EXERCISE GOAL | Return the listing below verbatim. Pictures do not belong in the copy.

PROVIDED MATERIAL |

-----

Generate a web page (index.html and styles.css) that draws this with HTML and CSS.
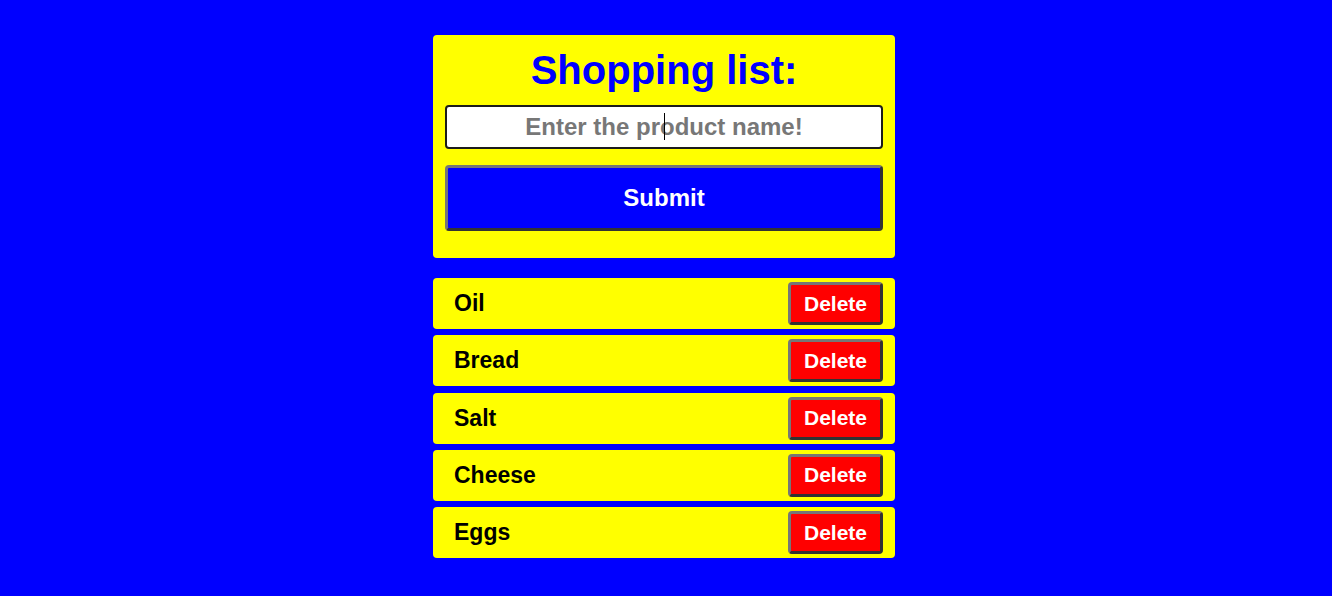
FILE: index.html
```html
<!DOCTYPE html>
<html lang="en">
<head>
<meta charset="utf-8">
<title>Shopping list</title>
<link rel="stylesheet" href="styles.css">
</head>
<body>
<main class="app">
  <form class="card">
    <h1 class="title">Shopping list:</h1>
    <div class="field">
      <input class="product-input" type="text" placeholder="Enter the product name!">
      <span class="caret"></span>
    </div>
    <button class="submit" type="button">Submit</button>
  </form>
  <ul class="list">
    <li class="item"><span class="item-name">Oil</span><button class="delete" type="button">Delete</button></li>
    <li class="item"><span class="item-name">Bread</span><button class="delete" type="button">Delete</button></li>
    <li class="item"><span class="item-name">Salt</span><button class="delete" type="button">Delete</button></li>
    <li class="item"><span class="item-name">Cheese</span><button class="delete" type="button">Delete</button></li>
    <li class="item"><span class="item-name">Eggs</span><button class="delete" type="button">Delete</button></li>
  </ul>
</main>
</body>
</html>
```

FILE: styles.css
```css
* { box-sizing: border-box; }

html, body {
  margin: 0;
  height: 100%;
}

body {
  background: #0000ff;
  font-family: "Liberation Sans", Arial, sans-serif;
  padding-right: 4px;
}

.app {
  width: 462px;
  margin: 35px auto 0;
  display: flex;
  flex-direction: column;
}

.card {
  background: #ffff00;
  border-radius: 4px;
  padding: 12px 12px 27px;
  display: flex;
  flex-direction: column;
  margin: 0;
}

.title {
  margin: 0;
  font-size: 40px;
  line-height: 46px;
  font-weight: bold;
  color: #0000ff;
  text-align: center;
}

.field {
  position: relative;
  margin-top: 12px;
}

.product-input {
  display: block;
  width: 100%;
  height: 44px;
  border: 2px solid #1c1c1c;
  border-radius: 4px;
  background: #ffffff;
  font-family: "Liberation Sans", Arial, sans-serif;
  font-size: 24px;
  font-weight: bold;
  text-align: center;
  color: #000;
  padding: 0 8px;
  outline: none;
}

.product-input::placeholder {
  color: #777777;
  opacity: 1;
}

.caret {
  position: absolute;
  left: 219px;
  top: 8px;
  width: 1px;
  height: 27px;
  background: #000;
}

.submit {
  margin-top: 16px;
  height: 66px;
  width: 100%;
  background: #0000ff;
  color: #ffffff;
  font-family: "Liberation Sans", Arial, sans-serif;
  font-size: 24px;
  font-weight: bold;
  border: 3px solid;
  border-color: #767676 #333333 #333333 #767676;
  border-radius: 4px;
  padding: 0;
}

.list {
  list-style: none;
  margin: 20px 0 0;
  padding: 0;
  display: flex;
  flex-direction: column;
  gap: 6.25px;
}

.item {
  background: #ffff00;
  border-radius: 4px;
  height: 51px;
  padding: 0 12px 0 21px;
  display: flex;
  align-items: center;
  justify-content: space-between;
}

.item-name {
  font-size: 23px;
  font-weight: bold;
  color: #000;
}

.delete {
  height: 43px;
  background: #ff0000;
  color: #ffffff;
  font-family: "Liberation Sans", Arial, sans-serif;
  font-size: 21px;
  font-weight: bold;
  border: 3px solid;
  border-color: #767676 #333333 #333333 #767676;
  border-radius: 4px;
  padding: 0 13px;
}
```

-----

RESPONSE TO THE TASK |
Generate a web page (index.html and styles.css) that draws this with HTML and CSS.
FILE: index.html
```html
<!DOCTYPE html>
<html lang="en">
<head>
<meta charset="utf-8">
<title>Shopping list</title>
<link rel="stylesheet" href="styles.css">
</head>
<body>
<main class="app">
  <form class="card">
    <h1 class="title">Shopping list:</h1>
    <div class="field">
      <input class="product-input" type="text" placeholder="Enter the product name!">
      <span class="caret"></span>
    </div>
    <button class="submit" type="button">Submit</button>
  </form>
  <ul class="list">
    <li class="item"><span class="item-name">Oil</span><button class="delete" type="button">Delete</button></li>
    <li class="item"><span class="item-name">Bread</span><button class="delete" type="button">Delete</button></li>
    <li class="item"><span class="item-name">Salt</span><button class="delete" type="button">Delete</button></li>
    <li class="item"><span class="item-name">Cheese</span><button class="delete" type="button">Delete</button></li>
    <li class="item"><span class="item-name">Eggs</span><button class="delete" type="button">Delete</button></li>
  </ul>
</main>
</body>
</html>
```

FILE: styles.css
```css
* { box-sizing: border-box; }

html, body {
  margin: 0;
  height: 100%;
}

body {
  background: #0000ff;
  font-family: "Liberation Sans", Arial, sans-serif;
  padding-right: 4px;
}

.app {
  width: 462px;
  margin: 35px auto 0;
  display: flex;
  flex-direction: column;
}

.card {
  background: #ffff00;
  border-radius: 4px;
  padding: 12px 12px 27px;
  display: flex;
  flex-direction: column;
  margin: 0;
}

.title {
  margin: 0;
  font-size: 40px;
  line-height: 46px;
  font-weight: bold;
  color: #0000ff;
  text-align: center;
}

.field {
  position: relative;
  margin-top: 12px;
}

.product-input {
  display: block;
  width: 100%;
  height: 44px;
  border: 2px solid #1c1c1c;
  border-radius: 4px;
  background: #ffffff;
  font-family: "Liberation Sans", Arial, sans-serif;
  font-size: 24px;
  font-weight: bold;
  text-align: center;
  color: #000;
  padding: 0 8px;
  outline: none;
}

.product-input::placeholder {
  color: #777777;
  opacity: 1;
}

.caret {
  position: absolute;
  left: 219px;
  top: 8px;
  width: 1px;
  height: 27px;
  background: #000;
}

.submit {
  margin-top: 16px;
  height: 66px;
  width: 100%;
  background: #0000ff;
  color: #ffffff;
  font-family: "Liberation Sans", Arial, sans-serif;
  font-size: 24px;
  font-weight: bold;
  border: 3px solid;
  border-color: #767676 #333333 #333333 #767676;
  border-radius: 4px;
  padding: 0;
}

.list {
  list-style: none;
  margin: 20px 0 0;
  padding: 0;
  display: flex;
  flex-direction: column;
  gap: 6.25px;
}

.item {
  background: #ffff00;
  border-radius: 4px;
  height: 51px;
  padding: 0 12px 0 21px;
  display: flex;
  align-items: center;
  justify-content: space-between;
}

.item-name {
  font-size: 23px;
  font-weight: bold;
  color: #000;
}

.delete {
  height: 43px;
  background: #ff0000;
  color: #ffffff;
  font-family: "Liberation Sans", Arial, sans-serif;
  font-size: 21px;
  font-weight: bold;
  border: 3px solid;
  border-color: #767676 #333333 #333333 #767676;
  border-radius: 4px;
  padding: 0 13px;
}
```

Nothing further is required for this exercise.